Stated goal:
Filter the entries and keep only the lines where the string "page" appears.
━━━━━ Dataset records ━━━━━
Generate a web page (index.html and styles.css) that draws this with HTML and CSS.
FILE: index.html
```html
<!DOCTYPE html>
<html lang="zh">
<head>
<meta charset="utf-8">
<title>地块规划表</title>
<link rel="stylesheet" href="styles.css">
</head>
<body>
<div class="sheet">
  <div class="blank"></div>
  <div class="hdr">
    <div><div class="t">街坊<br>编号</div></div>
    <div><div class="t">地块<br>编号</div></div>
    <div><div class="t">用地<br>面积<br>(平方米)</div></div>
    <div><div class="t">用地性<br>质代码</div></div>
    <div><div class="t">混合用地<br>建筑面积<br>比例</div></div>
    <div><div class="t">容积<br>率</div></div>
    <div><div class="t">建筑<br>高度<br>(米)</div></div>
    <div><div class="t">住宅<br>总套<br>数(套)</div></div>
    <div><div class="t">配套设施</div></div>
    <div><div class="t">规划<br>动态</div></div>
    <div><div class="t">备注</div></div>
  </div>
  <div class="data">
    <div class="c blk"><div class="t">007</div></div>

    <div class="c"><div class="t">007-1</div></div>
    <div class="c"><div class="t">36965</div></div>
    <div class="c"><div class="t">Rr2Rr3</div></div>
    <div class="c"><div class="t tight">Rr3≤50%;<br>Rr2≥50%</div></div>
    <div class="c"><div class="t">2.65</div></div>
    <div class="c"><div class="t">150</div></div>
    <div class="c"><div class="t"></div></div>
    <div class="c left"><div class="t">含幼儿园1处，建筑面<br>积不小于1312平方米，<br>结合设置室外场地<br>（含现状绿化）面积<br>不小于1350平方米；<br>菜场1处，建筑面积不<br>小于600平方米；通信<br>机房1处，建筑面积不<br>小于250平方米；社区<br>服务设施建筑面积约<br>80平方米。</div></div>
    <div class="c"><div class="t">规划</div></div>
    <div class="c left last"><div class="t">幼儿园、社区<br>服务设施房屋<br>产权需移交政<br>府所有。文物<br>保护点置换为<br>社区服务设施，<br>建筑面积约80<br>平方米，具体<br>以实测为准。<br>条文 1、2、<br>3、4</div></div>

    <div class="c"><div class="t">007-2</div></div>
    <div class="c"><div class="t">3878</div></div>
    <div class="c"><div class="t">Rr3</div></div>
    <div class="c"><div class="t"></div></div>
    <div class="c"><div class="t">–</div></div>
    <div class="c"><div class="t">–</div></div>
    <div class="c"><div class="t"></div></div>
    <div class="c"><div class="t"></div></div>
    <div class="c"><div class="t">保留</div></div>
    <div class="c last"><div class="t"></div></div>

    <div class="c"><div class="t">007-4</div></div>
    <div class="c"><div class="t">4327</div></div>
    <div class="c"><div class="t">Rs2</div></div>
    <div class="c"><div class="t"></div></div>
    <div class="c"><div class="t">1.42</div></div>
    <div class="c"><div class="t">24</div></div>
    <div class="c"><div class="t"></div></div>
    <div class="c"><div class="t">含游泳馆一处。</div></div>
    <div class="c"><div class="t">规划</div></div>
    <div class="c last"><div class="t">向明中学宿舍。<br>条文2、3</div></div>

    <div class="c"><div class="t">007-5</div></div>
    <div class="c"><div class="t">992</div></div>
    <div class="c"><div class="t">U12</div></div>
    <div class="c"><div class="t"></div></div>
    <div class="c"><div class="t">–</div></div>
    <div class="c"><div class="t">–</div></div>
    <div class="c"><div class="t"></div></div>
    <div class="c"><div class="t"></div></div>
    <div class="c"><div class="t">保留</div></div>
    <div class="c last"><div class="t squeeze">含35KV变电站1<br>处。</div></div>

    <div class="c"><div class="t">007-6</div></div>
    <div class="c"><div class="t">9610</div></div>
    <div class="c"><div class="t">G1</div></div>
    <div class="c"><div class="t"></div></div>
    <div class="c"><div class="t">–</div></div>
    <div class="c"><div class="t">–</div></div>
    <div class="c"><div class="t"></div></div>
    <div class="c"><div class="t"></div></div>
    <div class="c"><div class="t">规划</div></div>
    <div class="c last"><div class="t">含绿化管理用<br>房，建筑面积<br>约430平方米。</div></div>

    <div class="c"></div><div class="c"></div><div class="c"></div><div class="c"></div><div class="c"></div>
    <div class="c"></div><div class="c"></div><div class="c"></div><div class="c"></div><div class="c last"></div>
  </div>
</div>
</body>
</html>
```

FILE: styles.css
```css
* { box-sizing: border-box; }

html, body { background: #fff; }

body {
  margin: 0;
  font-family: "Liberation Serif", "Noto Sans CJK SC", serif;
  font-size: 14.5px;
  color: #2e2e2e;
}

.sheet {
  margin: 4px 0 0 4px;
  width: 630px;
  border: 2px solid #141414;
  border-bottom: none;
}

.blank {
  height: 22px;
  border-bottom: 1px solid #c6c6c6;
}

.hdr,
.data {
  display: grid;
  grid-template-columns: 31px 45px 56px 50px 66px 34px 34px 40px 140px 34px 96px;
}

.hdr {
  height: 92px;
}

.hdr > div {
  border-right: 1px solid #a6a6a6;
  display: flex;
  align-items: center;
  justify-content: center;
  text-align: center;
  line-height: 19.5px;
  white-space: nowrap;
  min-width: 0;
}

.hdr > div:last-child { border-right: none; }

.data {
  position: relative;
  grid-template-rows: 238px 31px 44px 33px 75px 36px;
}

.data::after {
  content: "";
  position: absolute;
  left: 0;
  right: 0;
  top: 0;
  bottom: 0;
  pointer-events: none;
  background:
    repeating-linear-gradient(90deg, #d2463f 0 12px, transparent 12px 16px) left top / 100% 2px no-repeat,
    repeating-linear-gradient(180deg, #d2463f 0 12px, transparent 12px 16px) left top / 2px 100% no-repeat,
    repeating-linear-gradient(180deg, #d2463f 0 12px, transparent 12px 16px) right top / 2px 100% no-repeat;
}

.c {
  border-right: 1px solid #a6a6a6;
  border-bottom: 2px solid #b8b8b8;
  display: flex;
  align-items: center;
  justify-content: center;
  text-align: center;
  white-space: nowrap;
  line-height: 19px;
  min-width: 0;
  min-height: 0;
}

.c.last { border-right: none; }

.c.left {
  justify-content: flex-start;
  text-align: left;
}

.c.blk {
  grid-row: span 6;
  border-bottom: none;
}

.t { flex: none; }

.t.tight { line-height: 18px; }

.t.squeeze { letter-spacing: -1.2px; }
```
━━━━━
━━━━━ Dataset records ━━━━━
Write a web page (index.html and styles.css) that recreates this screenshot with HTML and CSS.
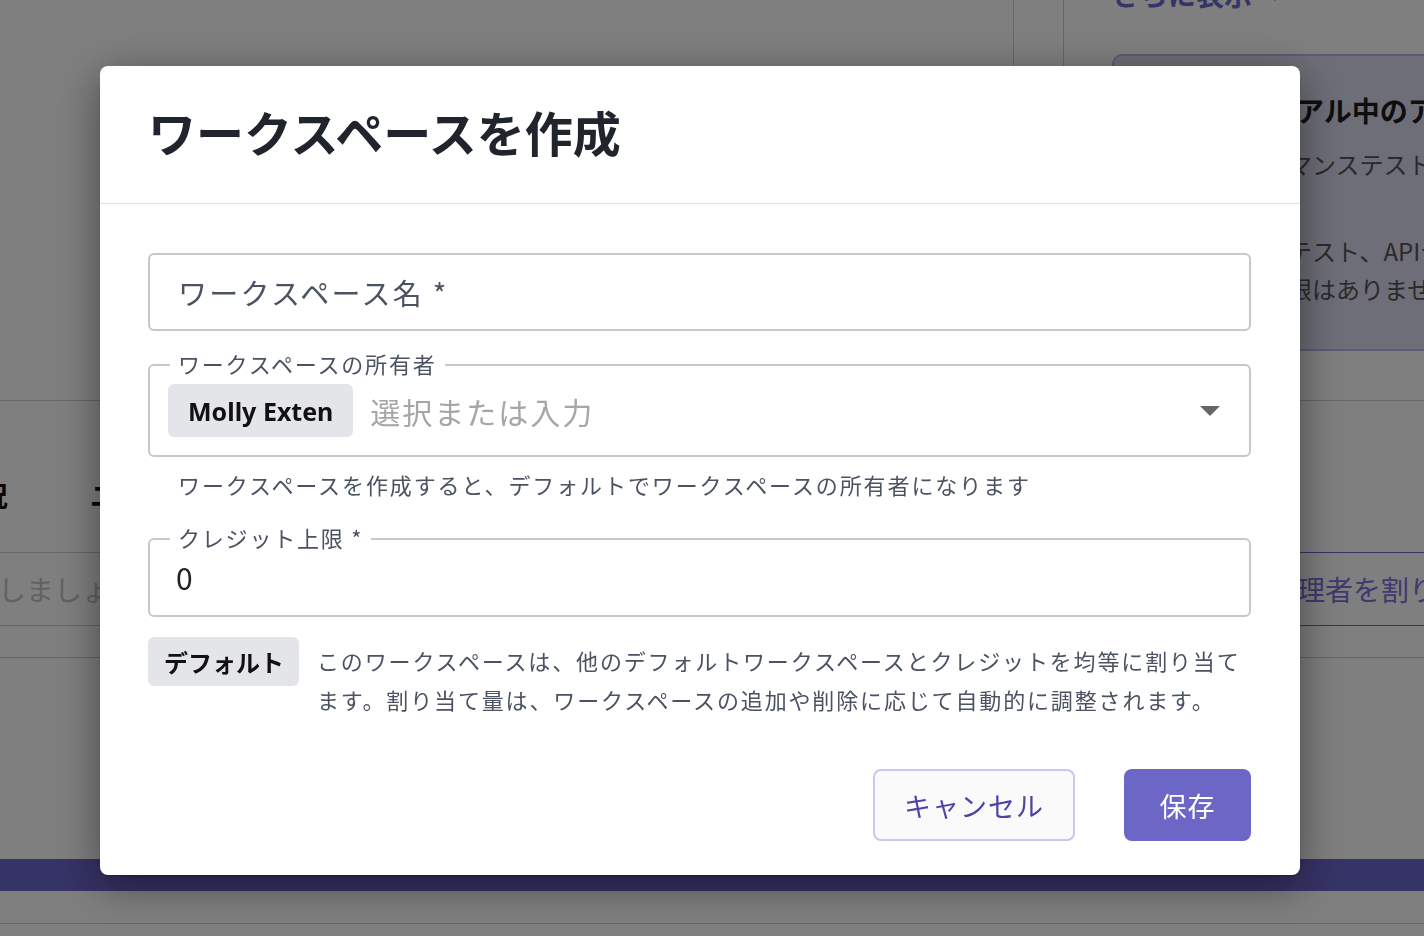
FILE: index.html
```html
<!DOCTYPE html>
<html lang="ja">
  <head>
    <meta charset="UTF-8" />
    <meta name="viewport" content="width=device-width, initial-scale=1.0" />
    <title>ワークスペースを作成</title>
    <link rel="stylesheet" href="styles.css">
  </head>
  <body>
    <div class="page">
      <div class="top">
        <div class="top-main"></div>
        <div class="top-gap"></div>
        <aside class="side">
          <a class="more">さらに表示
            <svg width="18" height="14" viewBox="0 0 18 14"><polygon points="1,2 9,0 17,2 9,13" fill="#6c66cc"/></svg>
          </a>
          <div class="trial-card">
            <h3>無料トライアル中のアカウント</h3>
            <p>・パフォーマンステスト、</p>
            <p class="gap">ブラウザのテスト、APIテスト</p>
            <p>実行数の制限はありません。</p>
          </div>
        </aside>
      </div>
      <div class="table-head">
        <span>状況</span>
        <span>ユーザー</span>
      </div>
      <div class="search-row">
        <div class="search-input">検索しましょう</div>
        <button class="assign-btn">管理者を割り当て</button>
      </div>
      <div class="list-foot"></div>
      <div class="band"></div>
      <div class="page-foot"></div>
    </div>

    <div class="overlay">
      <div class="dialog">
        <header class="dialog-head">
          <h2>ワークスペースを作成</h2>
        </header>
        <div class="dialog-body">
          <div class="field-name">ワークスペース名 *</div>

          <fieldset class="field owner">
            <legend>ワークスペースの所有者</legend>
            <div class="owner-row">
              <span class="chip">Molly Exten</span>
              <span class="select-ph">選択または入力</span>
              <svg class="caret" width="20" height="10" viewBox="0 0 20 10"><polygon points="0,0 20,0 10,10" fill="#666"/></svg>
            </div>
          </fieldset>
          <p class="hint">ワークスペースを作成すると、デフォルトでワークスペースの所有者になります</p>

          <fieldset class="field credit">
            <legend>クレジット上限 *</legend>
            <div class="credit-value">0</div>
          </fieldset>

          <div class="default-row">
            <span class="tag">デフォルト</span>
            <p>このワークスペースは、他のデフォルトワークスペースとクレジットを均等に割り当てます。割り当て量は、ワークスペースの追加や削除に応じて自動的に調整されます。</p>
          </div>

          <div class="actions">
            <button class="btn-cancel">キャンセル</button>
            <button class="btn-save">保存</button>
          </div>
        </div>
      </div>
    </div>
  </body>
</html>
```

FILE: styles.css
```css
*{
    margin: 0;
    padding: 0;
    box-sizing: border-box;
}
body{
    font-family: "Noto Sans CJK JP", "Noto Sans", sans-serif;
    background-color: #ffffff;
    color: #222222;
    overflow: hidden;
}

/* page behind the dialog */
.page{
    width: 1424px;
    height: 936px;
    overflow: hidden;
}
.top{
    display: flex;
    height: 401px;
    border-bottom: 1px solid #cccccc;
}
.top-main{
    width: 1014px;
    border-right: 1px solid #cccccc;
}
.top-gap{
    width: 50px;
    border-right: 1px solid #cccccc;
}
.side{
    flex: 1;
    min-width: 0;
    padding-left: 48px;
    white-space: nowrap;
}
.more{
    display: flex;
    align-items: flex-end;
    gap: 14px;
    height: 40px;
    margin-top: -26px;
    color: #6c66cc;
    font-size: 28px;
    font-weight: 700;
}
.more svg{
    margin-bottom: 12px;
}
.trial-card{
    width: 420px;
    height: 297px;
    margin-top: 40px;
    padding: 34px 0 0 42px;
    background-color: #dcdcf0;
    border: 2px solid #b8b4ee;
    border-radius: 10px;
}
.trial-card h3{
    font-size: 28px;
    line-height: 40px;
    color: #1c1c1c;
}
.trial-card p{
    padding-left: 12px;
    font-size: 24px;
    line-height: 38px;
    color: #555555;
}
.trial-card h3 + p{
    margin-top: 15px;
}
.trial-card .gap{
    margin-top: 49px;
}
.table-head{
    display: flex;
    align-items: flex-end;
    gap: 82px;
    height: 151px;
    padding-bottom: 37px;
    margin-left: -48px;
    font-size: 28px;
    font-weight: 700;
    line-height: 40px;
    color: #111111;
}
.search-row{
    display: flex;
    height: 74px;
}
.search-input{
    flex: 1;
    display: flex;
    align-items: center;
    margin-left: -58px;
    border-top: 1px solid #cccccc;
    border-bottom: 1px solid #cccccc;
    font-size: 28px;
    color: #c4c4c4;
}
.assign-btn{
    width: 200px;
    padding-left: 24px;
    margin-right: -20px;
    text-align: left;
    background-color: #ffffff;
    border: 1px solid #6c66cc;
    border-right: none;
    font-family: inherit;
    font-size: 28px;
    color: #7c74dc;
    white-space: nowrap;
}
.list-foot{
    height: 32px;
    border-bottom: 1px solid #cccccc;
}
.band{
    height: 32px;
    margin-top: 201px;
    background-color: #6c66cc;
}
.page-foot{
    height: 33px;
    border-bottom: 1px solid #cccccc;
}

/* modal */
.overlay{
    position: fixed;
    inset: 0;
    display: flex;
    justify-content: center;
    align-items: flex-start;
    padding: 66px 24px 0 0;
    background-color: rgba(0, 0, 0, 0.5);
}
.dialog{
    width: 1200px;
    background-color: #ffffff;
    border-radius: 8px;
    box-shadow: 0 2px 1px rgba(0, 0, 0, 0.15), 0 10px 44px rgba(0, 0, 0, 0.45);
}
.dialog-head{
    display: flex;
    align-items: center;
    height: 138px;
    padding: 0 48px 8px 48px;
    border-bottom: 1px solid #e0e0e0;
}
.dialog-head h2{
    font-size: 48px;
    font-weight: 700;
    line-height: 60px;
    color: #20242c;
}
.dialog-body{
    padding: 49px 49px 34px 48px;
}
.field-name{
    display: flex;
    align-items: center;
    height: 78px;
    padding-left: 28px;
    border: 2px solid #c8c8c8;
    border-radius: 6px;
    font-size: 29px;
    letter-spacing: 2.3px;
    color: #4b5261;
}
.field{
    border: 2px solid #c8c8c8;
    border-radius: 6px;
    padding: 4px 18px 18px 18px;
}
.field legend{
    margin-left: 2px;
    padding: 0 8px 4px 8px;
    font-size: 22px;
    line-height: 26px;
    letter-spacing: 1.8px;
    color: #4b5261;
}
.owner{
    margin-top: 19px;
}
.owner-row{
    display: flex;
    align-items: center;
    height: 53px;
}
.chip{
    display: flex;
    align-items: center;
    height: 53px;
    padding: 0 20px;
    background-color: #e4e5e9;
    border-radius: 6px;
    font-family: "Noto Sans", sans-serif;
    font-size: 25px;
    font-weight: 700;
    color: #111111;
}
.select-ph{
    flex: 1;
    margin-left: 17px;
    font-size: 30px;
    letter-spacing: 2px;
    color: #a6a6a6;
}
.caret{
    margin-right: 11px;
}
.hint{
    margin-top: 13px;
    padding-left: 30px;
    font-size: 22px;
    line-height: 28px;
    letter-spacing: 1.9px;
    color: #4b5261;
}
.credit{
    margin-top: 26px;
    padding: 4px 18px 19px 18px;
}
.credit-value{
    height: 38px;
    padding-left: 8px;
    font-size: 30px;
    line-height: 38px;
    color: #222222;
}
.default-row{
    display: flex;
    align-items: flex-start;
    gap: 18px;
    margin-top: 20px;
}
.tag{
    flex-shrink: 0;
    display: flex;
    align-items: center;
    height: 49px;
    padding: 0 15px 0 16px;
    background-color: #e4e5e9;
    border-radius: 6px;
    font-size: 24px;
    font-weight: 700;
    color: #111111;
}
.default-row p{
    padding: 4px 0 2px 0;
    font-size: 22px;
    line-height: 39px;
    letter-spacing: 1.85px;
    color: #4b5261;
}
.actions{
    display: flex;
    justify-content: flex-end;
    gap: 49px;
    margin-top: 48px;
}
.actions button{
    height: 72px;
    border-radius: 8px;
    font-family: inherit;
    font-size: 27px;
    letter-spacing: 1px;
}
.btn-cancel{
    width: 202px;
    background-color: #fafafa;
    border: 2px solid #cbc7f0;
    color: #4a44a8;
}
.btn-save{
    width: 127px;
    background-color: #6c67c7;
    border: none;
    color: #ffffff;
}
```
━━━━━
Result of the exercise:
Generate a web page (index.html and styles.css) that draws this with HTML and CSS.
Write a web page (index.html and styles.css) that recreates this screenshot with HTML and CSS.
    <div class="page">
      <div class="page-foot"></div>
/* page behind the dialog */
.page{
.page-foot{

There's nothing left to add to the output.